The Disney acquisition brings Pixar’s talent and unique culture into the Disney fold, and enables the House of Mouse to further leverage Pixar characters, stories, and creations through its many media and merchandising channels. For many Pixar employees, the deal may represent a bit of a dream come true: many of the storytelling and production values of classic Disney animated films initially inspired Pixar. However, the deal may complicate life for Steve Jobs’s other day job at Apple Computer, where, as a member of Disney’s board, he may face additional hurdles convincing other video content providers (Time Warner, NBC/Universal, CBS, etc.) to put their content up for sale on Apple’s iTunes Music Store.

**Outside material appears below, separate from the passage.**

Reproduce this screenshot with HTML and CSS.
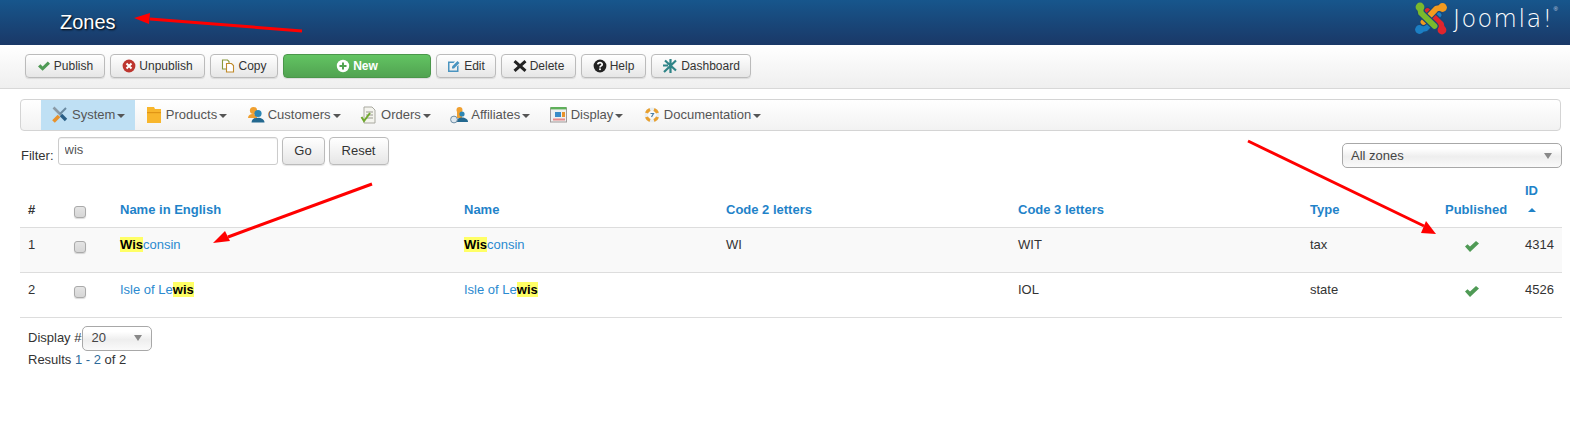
FILE: index.html
```html
<!DOCTYPE html>
<html lang="en">
<head>
<meta charset="utf-8">
<title>Zones</title>
<link rel="stylesheet" href="styles.css">
</head>
<body>
<header class="topbar">
  <h1 class="title">Zones</h1>
  <div class="logo">
    <svg class="logo-mark" width="44" height="36" viewBox="0 0 44 36" fill="none" stroke-linecap="round" stroke-linejoin="round">
      <g transform="rotate(270 22 18.5)"><path d="M11 7 L12 13 L25.5 26" stroke="#1a4777" stroke-width="8"/><path d="M11 7 L12 13 L25.5 26" stroke="#1c7fc4" stroke-width="5.8"/><circle cx="11" cy="7" r="4.4" fill="#1c7fc4"/></g>
      <g transform="rotate(180 22 18.5)"><path d="M11 7 L12 13 L25.5 26" stroke="#1a4777" stroke-width="8"/><path d="M11 7 L12 13 L25.5 26" stroke="#e0252d" stroke-width="5.8"/><circle cx="11" cy="7" r="4.4" fill="#e0252d"/></g>
      <g transform="rotate(90 22 18.5)"><path d="M11 7 L12 13 L25.5 26" stroke="#1a4777" stroke-width="8"/><path d="M11 7 L12 13 L25.5 26" stroke="#f29a1f" stroke-width="5.8"/><circle cx="11" cy="7" r="4.4" fill="#f29a1f"/></g>
      <g><path d="M11 7 L12 13 L25.5 26" stroke="#1a4777" stroke-width="8"/><path d="M11 7 L12 13 L25.5 26" stroke="#7ab92d" stroke-width="5.8"/><circle cx="11" cy="7" r="4.4" fill="#7ab92d"/></g>
    </svg>
    <span class="logo-text">Joomla!</span><sup class="logo-reg">®</sup>
  </div>
</header>

<nav class="toolbar">
  <button class="btn w-80"><svg class="ico" viewBox="0 0 14 14"><path d="M1 7.5 L3.4 5.2 L5.6 7.4 L10.8 2.5 L13 4.8 L5.6 11.8 Z" fill="#4f9a55"/></svg>Publish</button>
  <button class="btn w-95"><svg class="ico" viewBox="0 0 14 14"><circle cx="7" cy="7" r="6.4" fill="#bd362f"/><path d="M4.5 4.5 L9.5 9.5 M9.5 4.5 L4.5 9.5" stroke="#fff" stroke-width="2"/></svg>Unpublish</button>
  <button class="btn w-68"><svg class="ico" viewBox="0 0 14 14" fill="#fff" stroke-width="1.1"><path d="M1.5 1 H6.5 L8 2.5 V10 H1.5 Z" stroke="#8a9a3a"/><path d="M5.5 4.5 H10.5 L12.5 6.5 V13 H5.5 Z" stroke="#c08a2a"/></svg>Copy</button>
  <button class="btn btn-new"><svg class="ico" viewBox="0 0 14 14"><circle cx="7" cy="7" r="6.2" fill="#fff"/><path d="M7 3.5 V10.5 M3.5 7 H10.5" stroke="#51a351" stroke-width="2"/></svg>New</button>
  <button class="btn w-60"><svg class="ico" viewBox="0 0 14 14"><path d="M1 2.5 H8 L6.5 4 H2.5 V11.5 H10 V7.5 L11.5 6 V13 H1 Z" fill="#4a94c0"/><path d="M5 7.5 L10.5 2 L12.5 4 L7 9.5 L5 9.5 Z" fill="#4a94c0"/></svg>Edit</button>
  <button class="btn w-75"><svg class="ico" viewBox="0 0 14 14"><path d="M2.5 1 L7 5 L11.5 1 L13.5 3.2 L9.3 7 L13.5 10.8 L11.5 13 L7 9 L2.5 13 L.5 10.8 L4.7 7 L.5 3.2 Z" fill="#222"/></svg>Delete</button>
  <button class="btn w-65"><svg class="ico" viewBox="0 0 14 14"><circle cx="7" cy="7" r="6.4" fill="#222"/><path d="M4.8 5.4 C4.9 3.1 9.2 3.1 9.2 5.4 C9.2 7 7 6.8 7 8.4" fill="none" stroke="#fff" stroke-width="1.7"/><rect x="6.1" y="9.4" width="1.8" height="1.7" fill="#fff"/></svg>Help</button>
  <button class="btn w-100"><svg class="ico ico-lg" viewBox="0 0 16 16"><path d="M8.5 1 V15 M3 2.5 L14 12.5 M14 2.5 L2 14 M1 7.5 H6" stroke="#2f8487" stroke-width="2.2" fill="none"/></svg>Dashboard</button>
</nav>

<div class="content">
  <ul class="menu">
    <li class="menu-item is-active"><svg class="mico" viewBox="0 0 18 18"><path d="M2.5 1.5 L10 9" stroke="#8a9aa6" stroke-width="2.6"/><path d="M10 9 L15 14" stroke="#2a5f86" stroke-width="3.4"/><path d="M15 2 L9 8" stroke="#6a8aa0" stroke-width="2"/><path d="M2.5 15.5 L8 10" stroke="#e8922c" stroke-width="3.8"/></svg>System<i class="caret"></i></li>
    <li class="menu-item"><svg class="mico" viewBox="0 0 18 18"><path d="M2 1 H9 L10 3 H16 V17 H2 Z" fill="#f8b62c"/><rect x="2" y="6" width="14" height="1.2" fill="#e09516"/></svg>Products<i class="caret"></i></li>
    <li class="menu-item"><svg class="mico" viewBox="0 0 18 18"><circle cx="6.5" cy="4.5" r="3.6" fill="#f0a030"/><path d="M1 12 C1 6.5 10 6.5 10 12 Z" fill="#f0a030"/><circle cx="11" cy="7.5" r="3.6" fill="#2c86b4"/><path d="M4.5 16.5 C4.5 10 17.5 10 17.5 16.5 Z" fill="#23688f"/></svg>Customers<i class="caret"></i></li>
    <li class="menu-item"><svg class="mico" viewBox="0 0 18 18"><path d="M4 1 H12 L15 4 V17 H4 Z" fill="#f4f4ee" stroke="#a9a9a0"/><path d="M6 6 H13 M6 9 H13 M6 12 H13" stroke="#9a9a90"/><path d="M1.5 11 L4 15 L10 7" fill="none" stroke="#6fa82e" stroke-width="2"/></svg>Orders<i class="caret"></i></li>
    <li class="menu-item"><svg class="mico" viewBox="0 0 18 18"><circle cx="9.5" cy="4" r="3" fill="#f0a030"/><path d="M7 6 H12 V12 H7 Z" fill="#f0a030"/><circle cx="12" cy="8" r="2.6" fill="#2c86b4"/><path d="M6 16 C6 10 18 10 18 16 Z" fill="#23688f"/><circle cx="4" cy="13.5" r="3.4" fill="#dfe8ef" stroke="#6d8ca3"/></svg>Affiliates<i class="caret"></i></li>
    <li class="menu-item"><svg class="mico" viewBox="0 0 18 18"><rect x=".5" y="2" width="16" height="14" fill="#eef0f0" stroke="#a09a9a"/><rect x=".5" y="1" width="16" height="2.4" fill="#5fb05a"/><rect x="5" y="6" width="6" height="5" fill="#3a8cc8"/><rect x="12" y="6" width="3" height="5" fill="#e8922c"/><rect x="3" y="12.5" width="12" height="2" fill="#e88a8a"/></svg>Display<i class="caret"></i></li>
    <li class="menu-item"><svg class="mico" viewBox="0 0 18 18" fill="none"><circle cx="9" cy="9" r="6" stroke="#e8eef2" stroke-width="3"/><g stroke="#e8a030" stroke-width="3.2"><path d="M3.5 7 A6 6 0 0 1 7 3.5"/><path d="M11 3.5 A6 6 0 0 1 14.5 7"/><path d="M14.5 11 A6 6 0 0 1 11 14.5"/><path d="M7 14.5 A6 6 0 0 1 3.5 11"/></g><path d="M7.5 7.5 H10.5 L8.5 11" stroke="#4a7ea6" stroke-width="1.2"/></svg>Documentation<i class="caret"></i></li>
  </ul>

  <div class="filter-row">
    <form class="filter">
      <label class="filter-label">Filter:</label>
      <input class="filter-input" type="text" value="wis">
      <button class="btn-plain" type="button">Go</button>
      <button class="btn-plain" type="button">Reset</button>
    </form>
    <div class="select select-zones"><span>All zones</span><i class="select-arrow"></i></div>
  </div>

  <table class="grid">
    <thead>
      <tr>
        <th class="col-num plain">#</th>
        <th class="col-check"><span class="check"></span></th>
        <th class="col-english">Name in English</th>
        <th class="col-name">Name</th>
        <th class="col-code2">Code 2 letters</th>
        <th class="col-code3">Code 3 letters</th>
        <th class="col-type">Type</th>
        <th class="col-pub">Published</th>
        <th class="col-id">ID<i class="sort"></i></th>
      </tr>
    </thead>
    <tbody>
      <tr class="odd">
        <td>1</td>
        <td><span class="check"></span></td>
        <td><a class="link"><mark>Wis</mark>consin</a></td>
        <td><a class="link"><mark>Wis</mark>consin</a></td>
        <td>WI</td>
        <td>WIT</td>
        <td>tax</td>
        <td class="cell-pub"><svg class="tick" viewBox="0 0 14 11"><path d="M0 5.6 L2.5 3.2 L5 5.6 L11 0 L14 2.6 L5 11 Z" fill="#4f9a55"/></svg></td>
        <td>4314</td>
      </tr>
      <tr>
        <td>2</td>
        <td><span class="check"></span></td>
        <td><a class="link">Isle of Le<mark>wis</mark></a></td>
        <td><a class="link">Isle of Le<mark>wis</mark></a></td>
        <td></td>
        <td>IOL</td>
        <td>state</td>
        <td class="cell-pub"><svg class="tick" viewBox="0 0 14 11"><path d="M0 5.6 L2.5 3.2 L5 5.6 L11 0 L14 2.6 L5 11 Z" fill="#4f9a55"/></svg></td>
        <td>4526</td>
      </tr>
    </tbody>
  </table>

  <div class="pager">
    <div class="pager-line"><span>Display #</span><div class="select select-limit"><span>20</span><i class="select-arrow"></i></div></div>
    <div class="results">Results <span class="results-range">1 - 2</span> of 2</div>
  </div>
</div>

<svg class="arrows" width="1570" height="440" viewBox="0 0 1570 440">
  <g stroke="#f00" stroke-width="3" fill="#f00">
    <path d="M302 31 L150 19" fill="none"/><path d="M134 18 L150 13 L149 24 Z" stroke="none"/>
    <path d="M372 184 L228 237" fill="none"/><path d="M213 243 L225 231 L230 241 Z" stroke="none"/>
    <path d="M1248 141 L1424 226" fill="none"/><path d="M1436 234 L1421 233 L1426 221 Z" stroke="none"/>
  </g>
</svg>
</body>
</html>
```
FILE: styles.css
```css
* { box-sizing: border-box; }
html, body { margin: 0; padding: 0; }
body {
  position: relative;
  width: 1570px;
  height: 440px;
  overflow: hidden;
  background: #fff;
  color: #333;
  font: 13px/18px "Liberation Sans", Arial, sans-serif;
}

.topbar {
  height: 45px;
  background: linear-gradient(#17568c, #1a3867);
  display: flex;
  justify-content: space-between;
  align-items: flex-start;
  padding: 0 12px 0 60px;
}
.title {
  margin: 0;
  color: #fff;
  font-size: 20px;
  font-weight: 400;
  line-height: 44px;
  text-shadow: 1px 1px 2px #000;
}
.logo { display: flex; align-items: flex-start; color: #fff; }
.logo-text { font: 200 24px/36px "DejaVu Sans", sans-serif; letter-spacing: 1.4px; margin-top: 1px; }
.logo-reg { font-size: 6px; line-height: 6px; margin-top: 6px; color: #cfd8e4; }

.toolbar {
  height: 44px;
  display: flex;
  gap: 5px;
  padding: 9px 0 0 25px;
  background: linear-gradient(#fff, #efefef);
  border-bottom: 1px solid #d8d8d8;
}
.btn, .btn-plain {
  font: inherit;
  color: #333;
  border: 1px solid #bbb;
  border-radius: 4px;
  background: linear-gradient(#fff, #e6e6e6);
  box-shadow: 0 1px 1px rgba(0,0,0,.1);
  padding: 0;
}
.btn {
  height: 24px;
  display: flex;
  align-items: center;
  justify-content: center;
  font-size: 12px;
}
.w-60 { width: 60px; }
.w-65 { width: 65px; }
.w-68 { width: 68px; }
.w-75 { width: 75px; }
.w-80 { width: 80px; }
.w-95 { width: 95px; }
.w-100 { width: 100px; }
.btn-new {
  width: 148px;
  color: #fff;
  font-weight: 700;
  background: linear-gradient(#62c462, #51a351);
  border-color: #4a964a;
}
.ico { width: 14px; height: 14px; margin-right: 3px; flex: none; }
.ico-lg { width: 16px; height: 16px; }

.content { padding: 10px 8px 0 20px; }

.menu {
  list-style: none;
  margin: 0 1px 0 0;
  height: 32px;
  padding: 0 0 0 20px;
  display: flex;
  border: 1px solid #d4d4d4;
  border-radius: 4px;
  background: linear-gradient(#fff, #f2f2f2);
}
.menu-item {
  display: flex;
  align-items: center;
  padding: 0 10px 0 9.5px;
  color: #555;
  height: 30px;
}
.menu-item.is-active { background: #bfe0f4; padding-left: 10px; }
.mico { width: 18px; height: 18px; margin-right: 3px; flex: none; }
.caret {
  margin-left: 2px;
  margin-top: 2px;
  border: 4px solid transparent;
  border-top-color: #555;
  border-bottom: 0;
}

.filter-row {
  display: flex;
  justify-content: space-between;
  padding-top: 6px;
  height: 49px;
}
.filter { display: flex; align-items: flex-start; margin: 0 0 0 1px; }
.filter-label { margin: 10px 4px 0 0; line-height: 18px; }
.filter-input {
  width: 220px;
  height: 28px;
  padding: 0 6px 3px;
  font: inherit;
  color: #555;
  border: 1px solid #ccc;
  border-radius: 3px;
  box-shadow: inset 0 1px 1px rgba(0,0,0,.07);
  outline: 0;
}
.btn-plain { height: 28px; margin-left: 4px; }
.filter-input + .btn-plain { width: 43px; }
.btn-plain + .btn-plain { width: 60px; }

.select {
  display: flex;
  align-items: center;
  justify-content: space-between;
  border: 1px solid #a8a8a8;
  border-radius: 5px;
  background: linear-gradient(#fff 20%, #eee 55%, #fafafa);
  color: #444;
  padding: 0 9px 0 8px;
}
.select-zones { width: 220px; height: 25px; margin-top: 6px; }
.select-limit { width: 70px; height: 25px; margin-left: 1px; }
.select-arrow {
  border: 4px solid transparent;
  border-top: 6px solid #888;
  border-bottom: 0;
}

.grid {
  width: 1542px;
  table-layout: fixed;
  border-collapse: collapse;
}
.grid th {
  height: 47px;
  padding: 0 0 8px 8px;
  text-align: left;
  vertical-align: bottom;
  font-weight: 700;
  color: #1f83c9;
}
.grid th.plain { color: #333; }
.col-num { width: 46px; }
.col-check { width: 46px; }
.col-english { width: 344px; }
.col-name { width: 262px; }
.col-code2 { width: 292px; }
.col-code3 { width: 292px; }
.col-type { width: 135px; }
.col-pub { width: 80px; }
.col-id { width: 45px; }
.grid td {
  height: 45px;
  padding: 8px 0 0 8px;
  vertical-align: top;
  border-top: 1px solid #ddd;
}
.grid tbody tr:last-child td { border-bottom: 1px solid #ddd; }
.odd td { background: #f9f9f9; }
.check {
  display: block;
  width: 12px;
  height: 12px;
  margin-top: 5px;
  border: 1px solid #aaa;
  border-radius: 3px;
  background: linear-gradient(#e4e4e4, #d6d6d6);
  box-shadow: 0 1px 1px rgba(0,0,0,.15);
}
.grid th .check { margin-bottom: 1px; }
.link { color: #2b8ad0; }
mark { background: #ffff66; color: #000; font-weight: 700; }
.grid .cell-pub { padding-left: 28px; }
.tick { display: block; width: 14px; height: 11px; margin-top: 5px; }
.sort {
  display: block;
  width: 0;
  margin: 8px 0 7px 3px;
  border: 4px solid transparent;
  border-bottom-color: #1f83c9;
  border-top: 0;
}

.pager { padding: 8px 0 0 8px; }
.pager-line { display: flex; align-items: center; }
.results-range { color: #2b6a9a; }

.arrows { position: absolute; left: 0; top: 0; pointer-events: none; }
```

At first glance, the merger might seem eerily reminiscent of Apple’s acquisition of Jobs’s NeXT, Inc., several months after which Jobs ousted Apple CEO Gil Amelio and took over Apple’s troubled reins in 1997. Indeed, with Pixar’s upper management being placed in charge of the combined Pixar and Disney animation studios, it might be easy to see this acquisition as a reverse takeover for Pixar, if not for Jobs personally. But the situation is significantly different. For one thing, Jobs didn’t found Disney, so it’s hard to see him having the same passion for Disney that he does for Apple. Further, despite a recent shareholder revolt led by Roy Disney against former CEO Michael Eisner, Disney is much more than its animation studios. In total, Disney garnered nearly $32 billion in revenue during 2005 from businesses including its own cable television channels, the ABC broadcast television network, half a dozen music labels, half a dozen more movie studios, plus theatrical productions, its world-famous theme parks, and – of course – vast merchandising. That said, none of this means Jobs won’t have an impact: he’s always been out to change the world, and with control of Apple and a board position at Disney, he’s better placed to do so than ever before.